For some people, being right about everything is a goal. For some people, harmonious social relationships are a goal. For a lot of people, these are both goals, although they may be prioritized differently, i.e. a different weight may be placed on each. If the goal of being right conflicts with the goal of harmonious relationships, and harmonious relationships are prioritary, then according to the toolkit of “rationality”, it is rational to lay off a bit and avoid threatening the self-image of your friends and family. This is certainly true for me. Being right, coming across as exceptionally smart, etc, are rather low-priority goals for me compared to making and keeping friends. (The fact that the former has always been easier than the latter may be a factor).
Naive use of a rationality toolkit, by people who don’t know their own desires, may in fact result in the kind of interpersonal conflict you describe, or in barreling too fast towards the wrong goal. That would be improper use of the tool...and if you cared to ask, the tool would be able to tell you that the use was improper-and aiming for the wrong goal is something that LW specifically warns against.
Nitpick: there’s something funny up with the formatting of this article. The text is appearing smaller than usual, making it somewhat hard to read. Maybe go back to ‘edit’ and see if you can play around with the font size?
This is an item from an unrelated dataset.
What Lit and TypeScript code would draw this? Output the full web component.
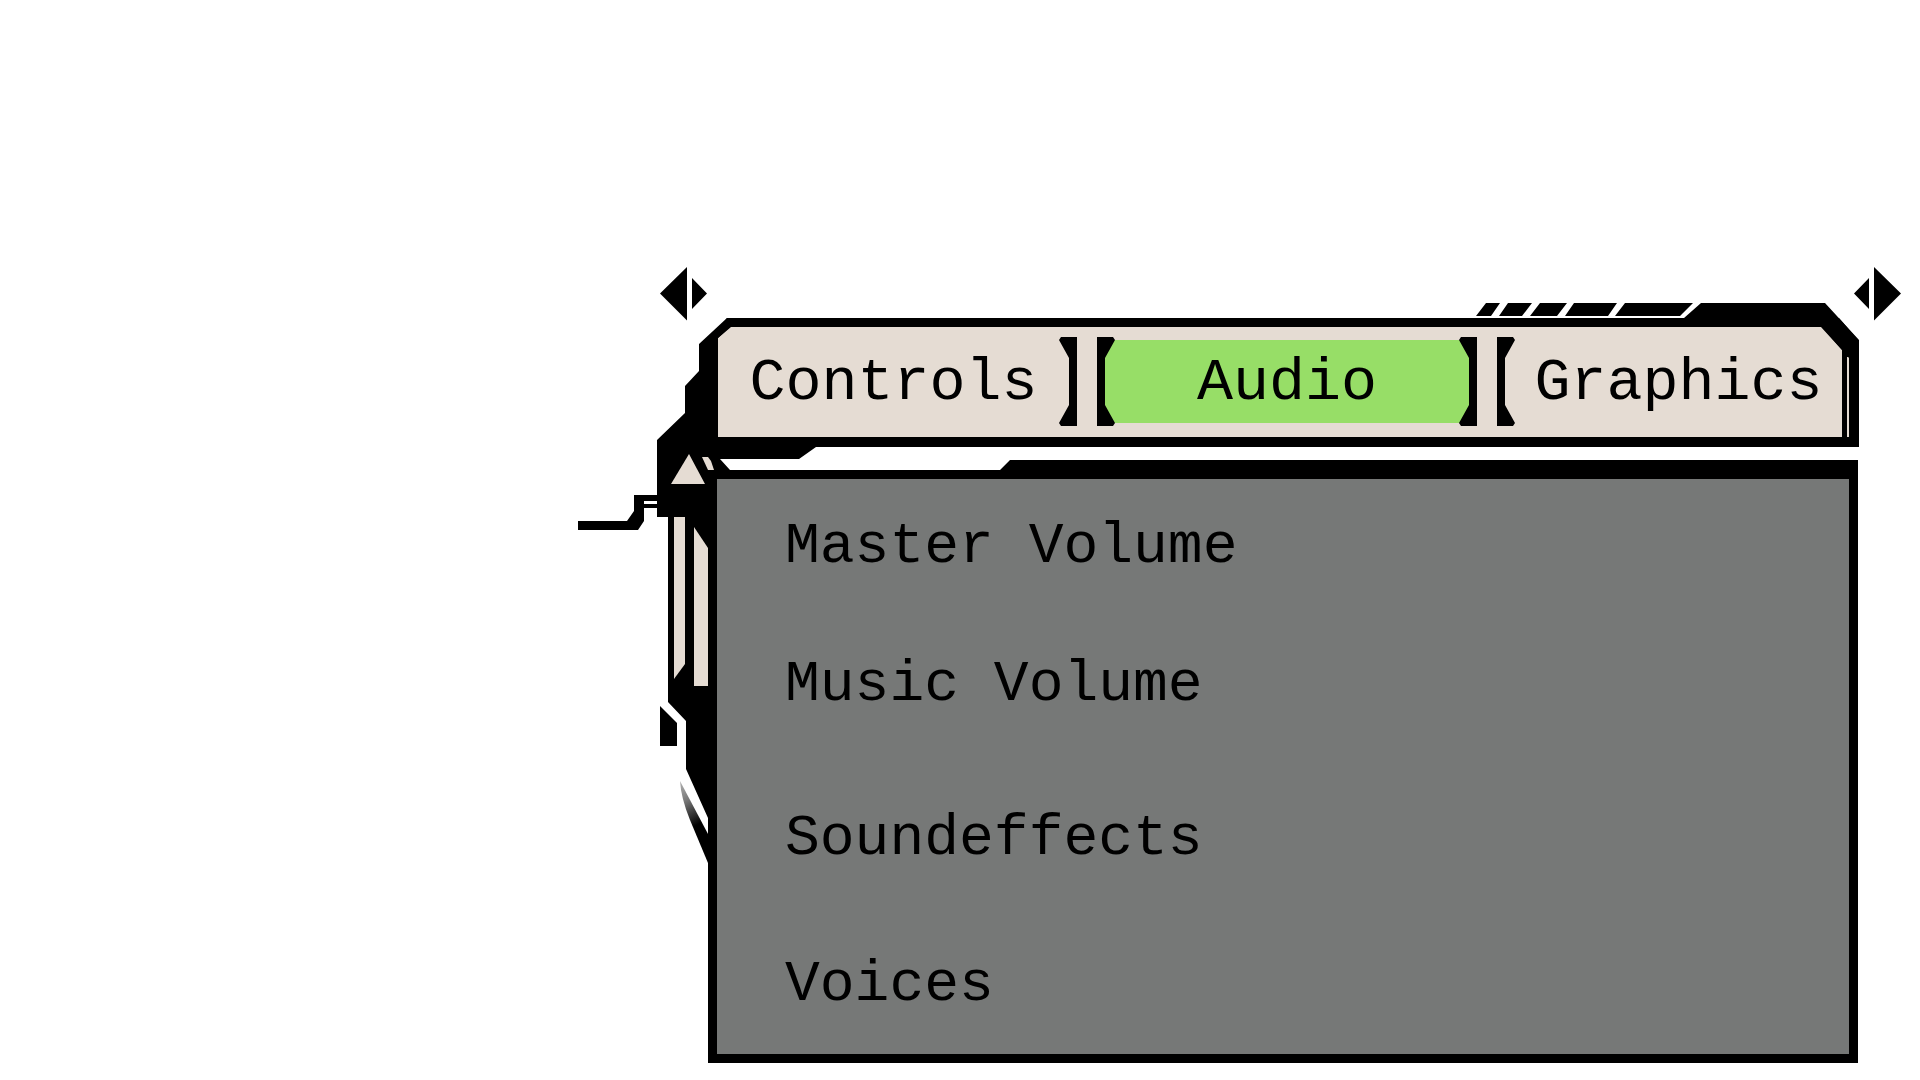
import { LitElement, html, css, svg } from "lit";
import { customElement, state } from "lit/decorators.js";
import { classMap } from "lit/directives/class-map.js";

const TABS = ["Controls", "Audio", "Graphics"];
const SETTINGS = ["Master Volume", "Music Volume", "Soundeffects", "Voices"];

@customElement("app-root")
export class AppRoot extends LitElement {
  static styles = css`
    :host {
      display: block;
      --ink: #000;
      --sand: #e5dcd3;
      --lime: #97de67;
      --slate: #767877;
      background: #fff;
      color: var(--ink);
      font-family: "Liberation Mono", "Courier New", monospace;
    }
    * {
      box-sizing: border-box;
    }
    svg {
      display: block;
      overflow: visible;
    }
    .page {
      display: flex;
      flex-direction: column;
      min-height: 100vh;
      padding: 267px 18px 17px 578px;
    }
    .arrows {
      display: flex;
      justify-content: space-between;
      height: 51px;
      padding-left: 82px;
    }
    button {
      margin: 0;
      padding: 0;
      border: 0;
      background: none;
      color: inherit;
      font: inherit;
      cursor: pointer;
    }
    .arrow {
      width: 48px;
      height: 54px;
    }
    .menu {
      flex: 1;
      display: flex;
      padding-right: 43px;
    }
    .side {
      flex: none;
      position: relative;
      z-index: 1;
      width: 130px;
      height: 552px;
      pointer-events: none;
    }
    .main {
      flex: 1;
      display: flex;
      flex-direction: column;
      gap: 13px;
    }
    .bar {
      position: relative;
    }
    .cap {
      position: absolute;
      top: -15px;
      right: 0;
      pointer-events: none;
    }
    .frame {
      padding: 9px 10px 10px;
      background: var(--ink);
      clip-path: polygon(19px 0, calc(100% - 20px) 0, 100% 23px, 100% 100%, 0 100%, 0 26px);
    }
    .tabs {
      display: grid;
      grid-template-columns: 359fr 380fr 345fr;
      gap: 20px;
      padding: 10px 7px 11px 0;
      background: var(--sand);
      clip-path: polygon(12px 0, calc(100% - 27px) 0, 100% 31px, 100% 100%, 0 100%, 0 11px);
    }
    .tab {
      display: flex;
      align-items: center;
      height: 89px;
      font-size: 60px;
      line-height: 68px;
    }
    .tab:first-child {
      padding-left: 10px;
    }
    .name {
      flex: 1;
      align-self: stretch;
      display: flex;
      align-items: center;
      justify-content: center;
      margin: 3px -10px;
      padding-top: 2px;
    }
    .active .name {
      background: var(--lime);
    }
    .bracket {
      flex: none;
      position: relative;
    }
    .panel {
      flex: 1;
      display: flex;
      margin-right: 1px;
      padding: 19px 9px 9px;
      background: var(--ink);
      clip-path: polygon(0 10px, 292px 10px, 302px 0, 100% 0, 100% 100%, 0 100%);
    }
    .settings {
      flex: 1;
      display: grid;
      grid-template-rows: 138px 154px 146px 1fr;
      margin: 0;
      padding: 35px 68px 0;
      background: var(--slate);
      list-style: none;
      font-size: 58px;
      line-height: 66px;
    }
  `;

  @state() private active = 1;

  private step(by: number) {
    this.active = (this.active + by + TABS.length) % TABS.length;
  }

  private bracket(flip: boolean) {
    const d = flip
      ? "M18 0H2L0 3L10 21V68L0 86L2 89H18Z"
      : "M0 0H16L18 3L8 21V68L18 86L16 89H0Z";
    return html`<svg class="bracket" width="18" height="89" viewBox="0 0 18 89" aria-hidden="true">
      <path d=${d} />
    </svg>`;
  }

  private side() {
    return html`<svg class="side" viewBox="578 318 130 552" aria-hidden="true">
      <defs>
        <linearGradient id="fade" gradientUnits="userSpaceOnUse" x1="680" y1="784" x2="702" y2="822">
          <stop offset="0" stop-color="#aaa" />
          <stop offset="0.4" stop-color="#777" />
          <stop offset="1" stop-color="#000" />
        </linearGradient>
      </defs>
      ${svg`
        <path d="M731 318H727L699 344V371L685 386V413L657 440V517H668V702L686 721V769L708 818V834H717V479H739V470H730L720 459H799L816 447H718V338L731 327Z" />
        <path d="M578 521H627L634 511V495H657V501H644V521L638 530H578ZM644 504H657V508H644Z" />
        <path d="M660 706L677 723V746H660Z" />
        <path fill="url(#fade)" d="M680 781L708 834V863L690 820Q681 798 680 781Z" />
        <g fill="#e5dcd3">
          <path d="M689 454L705 484H671Z" />
          <path d="M702 457H708L711 461L714 470H708Z" />
          <path d="M674 517H685V664L674 679Z" />
          <path d="M694 527L708 548V686H694Z" />
        </g>
      `}
    </svg>`;
  }

  private cap() {
    return html`<svg class="cap" width="383" height="144" viewBox="1476 303 383 144" aria-hidden="true">
      <path d="M1486 303H1500L1491 316H1476ZM1508 303H1532L1522 316H1499ZM1540 303H1567L1557 316H1530ZM1574 303H1617L1608 316H1565ZM1625 303H1693L1680 316H1615Z" />
      <path d="M1684 318L1701 303H1825L1859 340V357H1847V437H1842V350L1821 327H1684Z" />
    </svg>`;
  }

  render() {
    return html`
      <main class="page">
        <div class="arrows">
          <button class="arrow" aria-label="Previous tab" @click=${() => this.step(-1)}>
            <svg width="48" height="54" viewBox="0 0 48 54"><path d="M0 26.5L27 0V53.5ZM32 11L47 26.5L32 42Z" /></svg>
          </button>
          <button class="arrow" aria-label="Next tab" @click=${() => this.step(1)}>
            <svg width="48" height="54" viewBox="0 0 48 54"><path d="M47 26.5L20 0V53.5ZM15 11L0 26.5L15 42Z" /></svg>
          </button>
        </div>
        <div class="menu">
          ${this.side()}
          <div class="main">
            <div class="bar">
              <div class="frame">
                <div class="tabs" role="tablist">
                  ${TABS.map(
                    (name, i) => html`<button
                      class=${classMap({ tab: true, active: i === this.active })}
                      role="tab"
                      aria-selected=${i === this.active ? "true" : "false"}
                      @click=${() => (this.active = i)}
                    >
                      ${i > 0 ? this.bracket(false) : ""}
                      <span class="name">${name}</span>
                      ${i < TABS.length - 1 ? this.bracket(true) : ""}
                    </button>`
                  )}
                </div>
              </div>
              ${this.cap()}
            </div>
            <section class="panel" role="tabpanel" aria-label=${TABS[this.active]}>
              <ul class="settings">
                ${SETTINGS.map((name) => html`<li>${name}</li>`)}
              </ul>
            </section>
          </div>
        </div>
      </main>
    `;
  }
}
For some people, being right about everything is a goal. For some people, harmonious social relationships are a goal. For a lot of people, these are both goals, although they may be prioritized differently, i.e. a different weight may be placed on each.
Thank you, your comments have helped crystallize my ideas. When I said to “rethink what game you are playing” that was a misleading statement. It would be more accurate to my idea to say that some times you have to know when to stop playing. The point I was trying to make is not that the goal you choose is damaging to your relations, but literally winning itself regardless of the goal. From my experience, people don’t care about what’s right as much as they care about being right.
Let’s imagine, as you say, your goal is social harmony. This is not an individual goal, like golf, it is a team goal. Achieving this goal requires both a proper method and team subordination. If you let the other players of your team play out their strategies, then you will not win. However, because of the phenomenon I have attempted to explain above (people’s need to fulfill certain ideal roles) taking the steps necessary to “win” is damaging to the other players, because it forces them to acknowledge their subordination, and thus in reality does not achieve the desired goal. Does this make sense?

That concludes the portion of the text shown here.